The macho bravado of Maradona, behavior almost always used to hide shame and insecurity, isn't as important to a more confident generation now approaching their 30s. Argentina is becoming their country, and they find themselves more represented by the excellence and artistry of Messi.
Escalada sat at his long table. On the wall to the left were sketches he made for a large Messi mural; recently, he flew to London to paint what doesn't yet exist in Buenos Aires: an enormous version of the Barcelona striker. In a subtle way, Escalada said, even the street art around town of Maradona is a tribute to the artistry of Messi. While the generation that loves the reverent tributes needs the self-esteem blanket of a myth writ large, the artists who create them see themselves in the beautiful play of his younger rival. "This guy represents the new generation," Escalada said. "I'm more connected with Messi than Maradona."

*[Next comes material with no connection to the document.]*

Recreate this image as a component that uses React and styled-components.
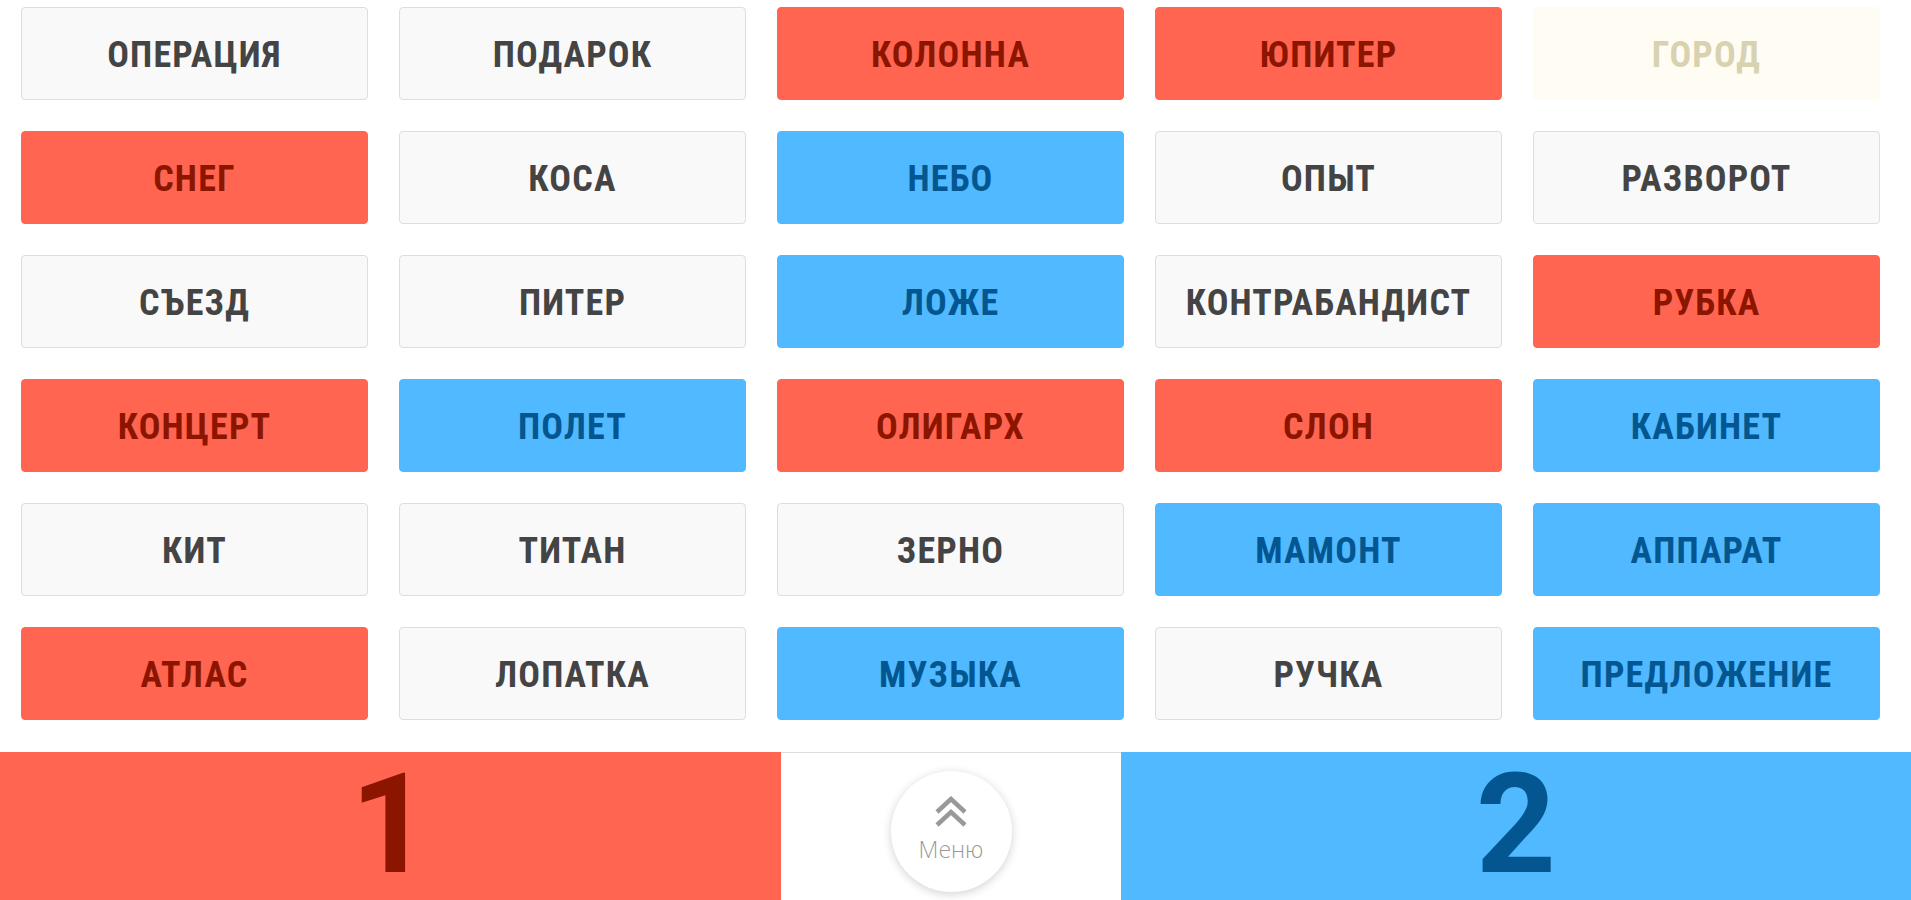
import React from 'react';
import styled, { createGlobalStyle } from 'styled-components';

const GlobalStyle = createGlobalStyle`
  html, body {
    margin: 0;
    padding: 0;
    background: #fff;
    overflow: hidden;
  }
  body {
    font-family: 'Roboto Condensed', Roboto, 'Liberation Sans', sans-serif;
  }
`;

const palette = {
  neutral: { bg: '#f9f9f9', fg: '#444444', border: '#dddddd' },
  red: { bg: '#ff6551', fg: '#8c1500', border: '#ff6551' },
  blue: { bg: '#51b9ff', fg: '#03568f', border: '#51b9ff' },
  cream: { bg: '#fffcf3', fg: '#d8d2b0', border: '#fffcf3' }
};

const words = [
  ['ОПЕРАЦИЯ', 'neutral'],
  ['ПОДАРОК', 'neutral'],
  ['КОЛОННА', 'red'],
  ['ЮПИТЕР', 'red'],
  ['ГОРОД', 'cream'],
  ['СНЕГ', 'red'],
  ['КОСА', 'neutral'],
  ['НЕБО', 'blue'],
  ['ОПЫТ', 'neutral'],
  ['РАЗВОРОТ', 'neutral'],
  ['СЪЕЗД', 'neutral'],
  ['ПИТЕР', 'neutral'],
  ['ЛОЖЕ', 'blue'],
  ['КОНТРАБАНДИСТ', 'neutral'],
  ['РУБКА', 'red'],
  ['КОНЦЕРТ', 'red'],
  ['ПОЛЕТ', 'blue'],
  ['ОЛИГАРХ', 'red'],
  ['СЛОН', 'red'],
  ['КАБИНЕТ', 'blue'],
  ['КИТ', 'neutral'],
  ['ТИТАН', 'neutral'],
  ['ЗЕРНО', 'neutral'],
  ['МАМОНТ', 'blue'],
  ['АППАРАТ', 'blue'],
  ['АТЛАС', 'red'],
  ['ЛОПАТКА', 'neutral'],
  ['МУЗЫКА', 'blue'],
  ['РУЧКА', 'neutral'],
  ['ПРЕДЛОЖЕНИЕ', 'blue']
];

const Page = styled.div`
  width: 1911px;
  height: 900px;
  display: flex;
  flex-direction: column;
`;

const Board = styled.div`
  display: grid;
  grid-template-columns: repeat(5, 347px);
  grid-auto-rows: 93px;
  column-gap: 31px;
  row-gap: 31px;
  padding: 7px 0 0 21px;
`;

const Card = styled.div`
  display: flex;
  align-items: center;
  justify-content: center;
  box-sizing: border-box;
  padding-top: 2px;
  border-radius: 4px;
  border: 1px solid ${(p) => palette[p.$kind].border};
  background: ${(p) => palette[p.$kind].bg};
  color: ${(p) => palette[p.$kind].fg};
  font-size: 36px;
  font-weight: 700;
  letter-spacing: 1.2px;
`;

const ScoreBar = styled.div`
  margin-top: 32px;
  height: 148px;
  display: flex;
  overflow: hidden;
`;

const Score = styled.div`
  display: flex;
  justify-content: center;
  align-items: flex-start;
  padding-top: 13px;
  box-sizing: border-box;
  background: ${(p) => (p.$team === 'red' ? '#ff6551' : '#51b9ff')};
  color: ${(p) => (p.$team === 'red' ? '#8c1500' : '#03568f')};
  font-family: Roboto, 'Liberation Sans', sans-serif;
  font-size: 140px;
  font-weight: 700;
  line-height: 0.85;
  width: ${(p) => p.$width || 'auto'};
  flex: ${(p) => (p.$width ? 'none' : '1')};
`;

const MenuSlot = styled.div`
  width: 340px;
  box-sizing: border-box;
  border-top: 1px solid #dddddd;
  display: flex;
  justify-content: center;
  padding-top: 18px;
`;

const MenuButton = styled.button`
  width: 121px;
  height: 121px;
  border-radius: 50%;
  border: none;
  background: #fff;
  box-shadow: 0 2px 10px rgba(0, 0, 0, 0.18);
  display: flex;
  flex-direction: column;
  align-items: center;
  padding: 25px 0 0;
  box-sizing: border-box;
  color: #9a9a9a;
  font-family: 'Open Sans', 'Liberation Sans', sans-serif;
  font-size: 23px;
  font-weight: 300;
  cursor: pointer;
`;

const MenuLabel = styled.span`
  margin-top: 11px;
  line-height: 1;
`;

const ChevronsUp = () => (
  <svg width="34" height="31" viewBox="0 0 34 31" fill="none">
    <polyline points="3,16 17,3 31,16" stroke="#999" strokeWidth="4.5" />
    <polyline points="3,29 17,16 31,29" stroke="#999" strokeWidth="4.5" />
  </svg>
);

export default function App() {
  return (
    <>
      <GlobalStyle />
      <Page>
        <Board>
          {words.map(([word, kind]) => (
            <Card key={word} $kind={kind}>
              {word}
            </Card>
          ))}
        </Board>
        <ScoreBar>
          <Score $team="red" $width="781px">1</Score>
          <MenuSlot>
            <MenuButton>
              <ChevronsUp />
              <MenuLabel>Меню</MenuLabel>
            </MenuButton>
          </MenuSlot>
          <Score $team="blue">2</Score>
        </ScoreBar>
      </Page>
    </>
  );
}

MARADONA'S WINDOW MIGHT be closing, as insane as that sounds. During my trip, a Buenos Aires cabdriver -- long his target demographic -- spat the word "cocaina" when I brought up Diego in my awful Spanish, and said he liked Messi. It's just one guy, but that kind of disgust would have seemed impossible just a few years back. Four years ago, when contacted by an American magazine, Maradona demanded $140,000 for an interview. His time is slipping away, and his acolytes are growing older, replaced by a generation that doesn't need his proxy of confidence. Four months ago, for the photos on the cover of the magazine in your hand, Messi posed for free. He's moving fast, looking forward, not yet trying to wring every last drop of self-benefit from work he can never duplicate. He doesn't know the things Maradona knows about how quickly future becomes past. Right now, Messi is still working with the talent of youth, complemented by the smarts of age. He's face-to-face with his best chance to live for a generation on city walls, his flaws and small human traits stripped away, replaced by a myth. First, Messi needs to win a World Cup. His window of opportunity is nearly closed too.